As if this was not a thorny enough problem, the next is even harder. How do you represent the pronunciations? All the current pronouncing dictionaries use a phonological transcription, and have done since Daniel Jones’ first edition of the EPD in 1917. The OED, in its original form, used a transcription that was much more complicated. There is a very good explanation of the history of this transcription, and also its interpretation, by Professor Mike MacMahon in the Transactions of the Philological Society, 1985, pages 72-112.

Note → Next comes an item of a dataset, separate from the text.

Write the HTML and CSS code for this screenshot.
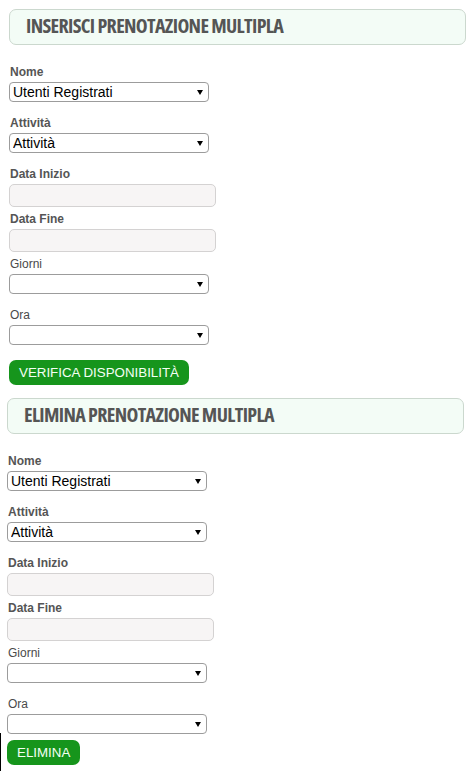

A phonological transcription is all very well, but the symbols used in the EPD, for instance, have barely changed since 1917. A.C Gimson, in his 1967 edition (the 13th), changed /ou/ to /əu/, and in the 14th edition, further amended /əu/ and /au/ to /əʊ/ and /aʊ/. He also updated the vowel charts in the introduction to reflect changing qualities. This helps to cover a single changing dialect/accent, but without a large number of explanatory notes, it could not explain the full variety of English pronunciations, whether diachronically or synchronically. A truly phonetic transcription would need to be used, which might result in entries looking something like this (which I hope is approximately accurate):

ˈhlaːvwɛərd > ˈlaːvərd > ˈlɔːvərd > ˈlɔːərd > ˈlɔːrd >ˈlɔːəd > ˈlɔəd > ˈlɔːd

(hlafweard > lord).

And this needs to be repeated for every word, from its first appearance in the language. As Martin Ball has asked, are there any takers for the job?